In this context, Cosmikal’s solutions are not conceived as isolated tools, but as integrated components of a corporate security architecture, where identity and privilege control, privileged access protection, and continuous governance are fundamental elements.
- Endurance, the shielded remote workspace, incorporates IAM, PAM, VDI, DLP, and access controls as part of a defense-in-depth strategy. It operates as a secure and isolated control point that prevents lateral movement and exposure of critical systems, while providing strong authentication, full traceability, and real-time technical compliance.
- Ranger, the shielded local workspace, extends these principles to physical workstations through thin clients and non-persistent environments, ensuring that even direct access to sensitive systems is governed, controlled, and securely restored in every session.
Alignment of IGA, IAM, and PAM practices
These approaches reflect a holistic and practical vision of identity and governance, where IGA is not just a compliance concept, but an operational layer of real protection integrated with access control, auditing, session isolation, and continuous monitoring, transforming identity security into business resilience.

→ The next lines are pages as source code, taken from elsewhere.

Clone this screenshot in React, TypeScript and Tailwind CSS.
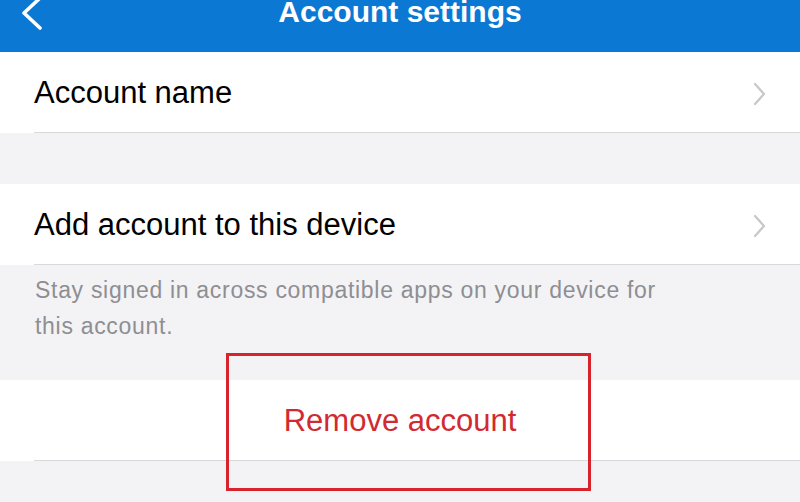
import { ReactNode } from "react";

const font = { fontFamily: '"Liberation Sans", Arial, sans-serif' };

function Chevron() {
  return (
    <svg width="16" height="24" viewBox="0 0 16 24" className="shrink-0">
      <path d="M3 2 L12 12 L3 22" fill="none" stroke="#c7c7ca" strokeWidth="2.2" strokeLinecap="round" strokeLinejoin="round" />
    </svg>
  );
}

function Row({ children, chevron = true, center = false }: { children: ReactNode; chevron?: boolean; center?: boolean }) {
  return (
    <div className={`bg-white h-[81px] ${center ? "" : "pl-[34px]"}`}>
      <div className={`h-full border-b border-[#d9d9dc] flex items-center pt-[3px] ${center ? "justify-center ml-[34px] -indent-[34px]" : "justify-between pr-[32px]"}`}>
        {children}
        {chevron && <Chevron />}
      </div>
    </div>
  );
}

export default function App() {
  return (
    <div className="w-[800px] h-[502px] overflow-hidden bg-[#f3f3f5] relative" style={font}>
      <header className="h-[52px] bg-[#0b78d3] relative flex justify-center">
        <svg width="24" height="32" viewBox="0 0 24 32" className="absolute left-[18px] top-0">
          <path d="M22 -2 L6 13 L22 28" fill="none" stroke="white" strokeWidth="3.6" strokeLinecap="round" strokeLinejoin="round" />
        </svg>
        <h1 className="text-white text-[30px] font-bold leading-[30px] -mt-[3px]">Account settings</h1>
      </header>

      <Row>
        <span className="text-[31px] text-black">Account name</span>
      </Row>

      <div className="h-[51px]" />

      <Row>
        <span className="text-[31px] text-black">Add account to this device</span>
      </Row>

      <div className="h-[115px] pl-[35px] pr-[120px] pt-[7px]">
        <p className="text-[23px] leading-[36px] tracking-[0.7px] text-[#8e8e93]">
          Stay signed in across compatible apps on your device for this account.
        </p>
      </div>

      <Row chevron={false} center>
        <span className="text-[31px] text-[#d22a31]">Remove account</span>
      </Row>

      <div className="absolute left-[226px] top-[353px] w-[365px] h-[138px] border-[3px] border-[#d7232b]" />
    </div>
  );
}
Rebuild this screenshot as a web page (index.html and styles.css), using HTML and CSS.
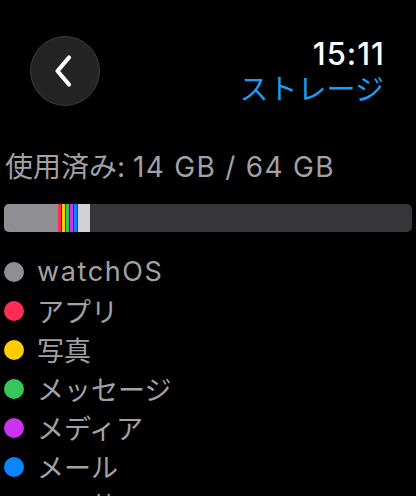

By aligning IGA, IAM, and PAM practices with architectural solutions like those offered by Cosmikal, organizations can move from a reactive defensive posture (focused on alerts and patches) to a proactive, auditable, and adaptable security strategy, capable of meeting regulatory requirements such as NIS2, ENS, or DORA, as well as emerging threats driven by automation and artificial intelligence.
Ultimately, identity governance ceases to be a theoretical requirement and becomes a key element of corporate security architecture, one that delivers control, visibility, and continuous protection, from user identity to the organization’s most valuable assets.